This may have been the weirdest Emmy Awards in recent history. And that, unfortunately, was not such a good thing. • The best example from Sunday's broadcast? Comic Will Ferrell ambled onstage with three kids in a t-shirt and sandals, saying he was asked at the last minute to announce the night's two biggest awards. Moments later, he handed the befuddled cast and producers of ABC's Modern Family their third consecutive award as best TV comedy.
"This may be the saddest Emmys of all time, but we could not be happier," cracked executive producer Steve Levitan, referring to a slew of tributes to deceased celebrities which appeared throughout the show. "None of us grew up feeling like winners. So thank you to the bullies …who taunted us. … Without you, we would have never gone into comedy."
Ferrell also handed out the best drama Emmy, to Breaking Bad — a surprise win after several of the show's stars were passed over in earlier categories. "Holy crap … I did not see this coming," said show creator and executive producer Vince Gilligan, echoing a sentiment expressed often in the evening.

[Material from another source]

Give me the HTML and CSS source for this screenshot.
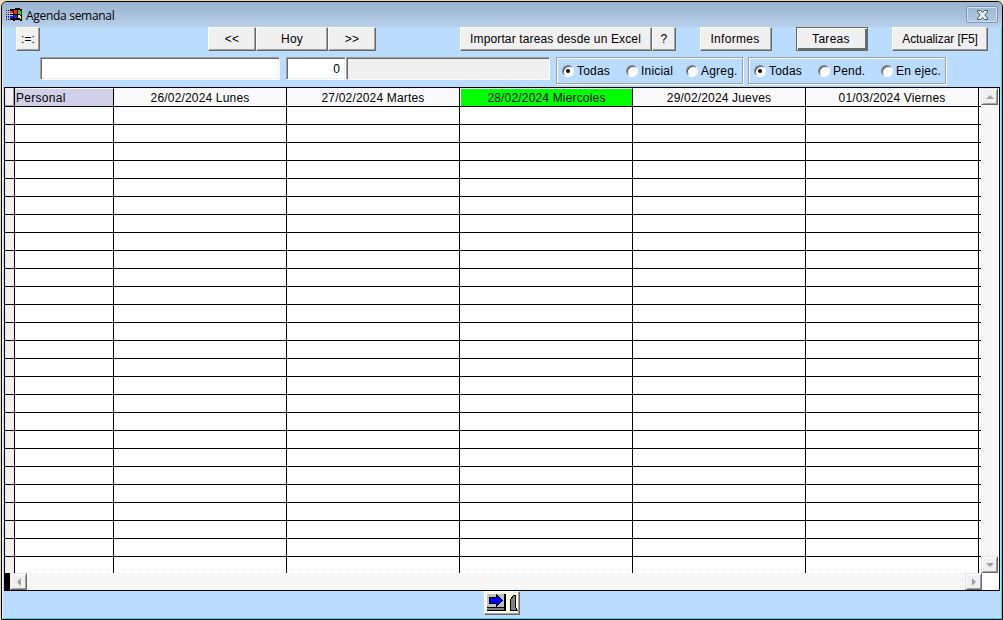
FILE: index.html
```html
<!doctype html>
<html lang="es">
<head>
<meta charset="utf-8">
<title>Agenda semanal</title>
<link rel="stylesheet" href="styles.css">
</head>
<body>
<div class="window">
	<div class="title">
		<svg class="logo" width="17" height="15" viewBox="0 0 17 15" shape-rendering="crispEdges">
			<path d="M7 2h2V1h5v1h2v12h-2v-1H9v1H7z" fill="#000"/>
			<path d="M8 3h3v4H8z" fill="#f22"/>
			<path d="M12 3h2v1h1v4h-1V7h-2z" fill="#2d2"/>
			<path d="M8 8h3v3H9v1H8z" fill="#22e"/>
			<path d="M12 8h2v1h1v3h-1v-1h-2z" fill="#fe2"/>
			<path d="M0 3h1v1H0zM2 3h1v1H2zM4 2h3v2H4zM0 7h1v1H0zM2 7h1v1H2zM4 7h3v1H4zM0 12h1v1H0zM2 12h1v1H2zM4 11h3v2H4z" fill="#000"/>
			<path d="M0 5h1v1H0zM2 5h1v1H2zM4 4h3v2H4z" fill="#f22"/>
			<path d="M0 9h1v2H0zM2 9h1v2H2zM4 9h3v2H4z" fill="#22e"/>
		</svg>
		<span>Agenda semanal</span>
		<a class="close">
			<svg width="13" height="10" viewBox="0 0 13 10">
				<path d="M1.500 .5h3l2 2 2-2h3v1.500L8.800 5l2.700 3v1.500h-3l-2-2-2 2h-3V8l2.700-3-2.700-3z" fill="#e8edf2" stroke="#4b5665"/>
			</svg>
		</a>
	</div>
	<div class="tools">
		<button class="b-menu">:=:</button>
		<button class="b-prev">&lt;&lt;</button>
		<button class="b-today">Hoy</button>
		<button class="b-next">&gt;&gt;</button>
		<button class="b-import">Importar tareas desde un Excel</button>
		<button class="b-help">?</button>
		<button class="b-reports">Informes</button>
		<button class="b-tasks">Tareas</button>
		<button class="b-refresh">Actualizar [F5]</button>
	</div>
	<div class="filters">
		<div class="field search"></div>
		<div class="field code">0</div>
		<div class="field name"></div>
		<div class="group first">
			<label class="on"><i></i>Todas</label>
			<label><i></i>Inicial</label>
			<label><i></i>Agreg.</label>
		</div>
		<div class="group second">
			<label class="on"><i></i>Todas</label>
			<label><i></i>Pend.</label>
			<label><i></i>En ejec.</label>
		</div>
	</div>
	<div class="agenda">
		<div class="view">
			<div class="rows">
				<div class="row head">
					<span class="mark"></span>
					<span class="staff">Personal</span>
					<span>26/02/2024 Lunes</span>
					<span>27/02/2024 Martes</span>
					<span class="today">28/02/2024 Miercoles</span>
					<span>29/02/2024 Jueves</span>
					<span>01/03/2024 Viernes</span>
				</div>
			</div>
			<div class="vscroll">
				<a class="arrow"><svg width="8" height="4"><path d="M0 4L4 0l4 4z"/></svg></a>
				<a class="arrow"><svg width="8" height="4"><path d="M0 0h8L4 4z"/></svg></a>
			</div>
		</div>
		<div class="hscroll">
			<a class="arrow"><svg width="4" height="8"><path d="M4 0v8L0 4z"/></svg></a>
			<a class="arrow"><svg width="4" height="8"><path d="M0 0v8l4-4z"/></svg></a>
			<b class="corner"></b>
		</div>
	</div>
	<div class="foot">
		<button class="b-exit">
			<svg width="32" height="20" viewBox="0 0 32 20" shape-rendering="crispEdges">
				<path d="M0 0h32v20H0z" fill="#ffffe6"/>
				<path d="M1 1h18v14H1z" fill="#c0c0c0"/>
				<path d="M1 15h18v3H1z" fill="#808080"/>
				<path d="M1 14h17V1h2v17H1v-1h17v-2H1z" fill="#000"/>
				<path d="M3.500 4.500h7v-3l6 6-6 6v-3h-7z" fill="#00f" stroke="#000"/>
				<path d="M24.500 17.500v-11l3-4h2v12l2 3z" fill="#808080" stroke="#000"/>
			</svg>
		</button>
	</div>
</div>
<script>
var oRows = document.querySelector('.rows');
for(var i=0;i<26;i++){
	var oRow = document.createElement('div');
	oRow.className = 'row';
	oRow.innerHTML = '<span class="mark"></span><span class="staff"></span><span></span><span></span><span></span><span></span><span></span>';
	oRows.appendChild(oRow);
}
</script>
</body>
</html>
```
FILE: styles.css
```css
*{margin:0; padding:0; box-sizing:border-box;}
body{width:1004px; height:620px; padding:1px 1px 0 1px; background:#e9d8b9; font:12px/14px "Liberation Sans",Arial,sans-serif; color:#000; overflow:hidden;}
svg{display:block;}
.window{width:1002px; height:619px; border:1px solid #000; border-radius:6px 6px 0 0; background:#b9dcff; overflow:hidden; box-shadow:inset 1px 0 #e6f3ff,inset -1px -1px #2fd4ea;}

.title{display:flex; align-items:center; height:25px; padding:0 4px 0 4px; background:linear-gradient(#98b3d0,#b8d0e9); font:12px/15px "Open Sans","Noto Sans",sans-serif; letter-spacing:-.3px;}
.title span{flex:1; margin-left:3px; padding-top:2px;}
.close{display:flex; align-items:center; justify-content:center; width:32px; height:17px; border:1px solid #8094ab; border-radius:2px; box-shadow:inset 0 0 0 1px #cfdfef;}

.tools{display:flex; height:24px; padding-left:14px;}
button{height:24px; border:1px solid; border-color:#fff #696969 #696969 #fff; background:#f0f0f0; box-shadow:inset -1px -1px #a0a0a0; font:inherit; letter-spacing:.14px; white-space:nowrap;}
.b-menu{width:24px;}
.b-prev{width:48px; margin-left:168px;}
.b-today{width:72px;}
.b-next{width:48px;}
.b-import{width:192px; margin-left:84px; padding-right:1px;}
.b-help{width:24px;}
.b-reports{width:72px; margin-left:24px; padding-right:2px; letter-spacing:.3px;}
.b-tasks{width:72px; margin-left:24px; padding-right:2px; border-color:#696969; box-shadow:inset 1px 1px #fff,inset -2px -2px #696969; letter-spacing:.3px;}
.b-refresh{width:96px; margin-left:24px; letter-spacing:-.08px;}

.filters{display:flex; height:36px; padding:6px 0 0 38px;}
.field{height:23px; border:1px solid; border-color:#a0a0a0 #fff #fff #a0a0a0; background:#fff; box-shadow:inset 1px 1px #696969,inset -1px -1px #f0f0f0; line-height:23px;}
.search{width:240px;}
.code{width:60px; margin-left:6px; padding-right:5px; text-align:right;}
.name{width:204px; background:#f0f0f0;}
.group{display:grid; height:27px; border:1px solid #a0a0a0; box-shadow:inset 1px 1px #fff,1px 1px #fff; line-height:26px; letter-spacing:.2px;}
.first{grid-template-columns:64px 60px 1fr; width:187px; margin-left:6px;}
.second{grid-template-columns:64px 63px 1fr; width:198px; margin-left:5px;}
label{display:flex; align-items:center; white-space:nowrap;}
i{position:relative; width:12px; height:12px; margin:0 3px 0 5px; border:1px solid; border-color:#808080 #fff #fff #808080; border-radius:50%; background:#fff; box-shadow:inset 1px 1px #555;}
.on i:after{content:""; position:absolute; left:3px; top:3px; width:4px; height:4px; border-radius:50%; background:#000;}

.agenda{width:996px; height:504px; margin-left:2px; border:1px solid #000; background:#fff;}
.view{display:flex; height:485px;}
.rows{width:976px; height:485px; overflow:hidden;}
.row{display:flex; height:18px; border-bottom:1px solid #000;}
.row span{width:173px; border-right:1px solid #000; text-align:center;}
.row .mark{width:10px; background:#f0f0f0;}
.row .staff{width:99px;}
.head{height:19px; line-height:20px; letter-spacing:.17px; background:#fafafa;}
.head .mark{box-shadow:inset -1px -1px #a0a0a0;}
.head .staff{border-top:1px solid #fafafa; background:#d0d0e8; line-height:19px; text-align:left; padding-left:1px; letter-spacing:.3px;}
.head .today{border-top:1px solid #fafafa; border-left:1px solid #fafafa; background:#0f0; line-height:19px;}
.vscroll,.hscroll{display:flex; justify-content:space-between; background:repeating-conic-gradient(#fff 0 25%,#f0f0f0 0 50%) 0 0/2px 2px;}
.vscroll{flex-direction:column; width:17px;}
.hscroll{height:17px; border-left:5px solid #000;}
.arrow{display:flex; align-items:center; justify-content:center; width:17px; height:17px; border:1px solid; border-color:#e3e3e3 #696969 #696969 #e3e3e3; background:#f0f0f0; box-shadow:inset 1px 1px #fff,inset -1px -1px #a0a0a0;}
.arrow path{fill:#a0a0a0;}
.hscroll .arrow + .arrow{margin-left:auto;}
.corner{width:17px; background:#fff;}

.foot{display:flex; justify-content:center;}
.b-exit{width:36px; padding:1px;}
```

One source of weirdness: In major categories, Emmy voters seemed to veer between picking winners who were well-established favorites and head-scratching honorees so unexpected that even they had no clue they had a chance of walking home with Emmy gold.
"Well, crap … I didn't expect this," best drama actor Jeff Daniels said upon taking the stage, summing up the reaction of an industry full of experts who predicted bigger names such as Mad Men's Jon Hamm, Breaking Bad's Bryan Cranston or House of Cards' Kevin Spacey were more likely contenders.
Likewise, Boardwalk Empire co-star Bobby Cannavale, who beat out Breaking Bad's Aaron Paul and Game of Thrones' Peter Dinklage in the supporting actor drama category, seemed so surprised that he hadn't even written an acceptance speech. And Merritt Wever, whose win as best comedy supporting actress for Nurse Jackie was hailed as a promising change, offered the shortest acceptance speech ever: "I gotta go. Bye."
"This just in: Nobody in America is winning their Emmy office pool," host Neil Patrick Harris cracked after a commercial break. But the surprising wins seemed to snub those who critics agreed had done some of TV's best work, leading some to wonder if Emmy voters had actually seen all the shows they were judging.
In other categories, Claire Danes won her second consecutive Emmy as actress in a drama for Homeland, Jim Parsons won his third Emmy as comedy actor for The Big Bang Theory, and Julia Louis-Dreyfus won her second consecutive Emmy as comedy actress for HBO's Veep.
But it was Louis-Dreyfus' co-star on Veep, Tony Hale, who was a welcome surprise winner as best supporting actor in a comedy. He touted his roots growing up in Tallahassee with a shout out to the Young Actors Theatre, which he said made "a huge difference in my life."
Wins by Hale and Wever snapped Modern Family's winning streak in the supporting actor categories, leading to fears Emmy love for the show had disappeared. And Mad Men star Hamm, who has now been nominated six times with no wins, runs the risk of looking like the Susan Lucci of the prime time Emmys, mimicking the soap opera diva's infamous longtime losing streak in the daytime awards.
Harris, usually a smooth and entertaining host, seemed to flounder a bit in the show's early going, starting off with a lackluster pre-taped comedy bit in which the president of CBS played a security guard (did anybody who doesn't work in TV even catch that amazingly inside industry joke?) and a live sketch where several past Emmy hosts joined him onstage, including Conan O'Brien, Jimmy Kimmel, Jimmy Fallon and Jane Lynch.
Usually, unexpected twists are a welcome turn for the often-stale and predictable rhythms of a major awards show. But few of the changes intended to improve Sunday's Emmys felt like upgrades; too often, they were miscalculated backfires that damaged the flow of the show.
Exhibit A: a new way of paying tribute to TV legends who died over the past year. Typically eulogized during an In Memoriam segment in which names and photos are flashed and the crowd applauds for their favorites, such displays often feel like a morbid popularity contest.
But to help ease that problem, producers placed tributes to some notable figures right before several different commercial breaks — among them, Glee star Jane Lynch read a touching tribute to co-star Cory Monteith and Rob Reiner eulogized his All in the Family co-star Jean Stapleton. The effect was to constantly remind the view of death throughout a program dedicated to celebrating television — not the best way to spark a celebratory mood.
An attempt to acknowledge the achievement of Scandal star Kerry Washington's nomination as one of the few African-American women in contention as best dramatic actress also fell flat.
Diahann Carroll, the first black person to be nominated in a major acting category back in the 1960s, gave a passionate speech about diversity at the Emmys without noting that, at that point, all the winners had been white people (Washington and Don Cheadle, the only two major black nominees in acting categories, both lost).
In all, it was a oddly off-kilter show honoring quality TV at a time when there has never been more of it on the small screen. TV's best shows — and their devoted fans — deserved better.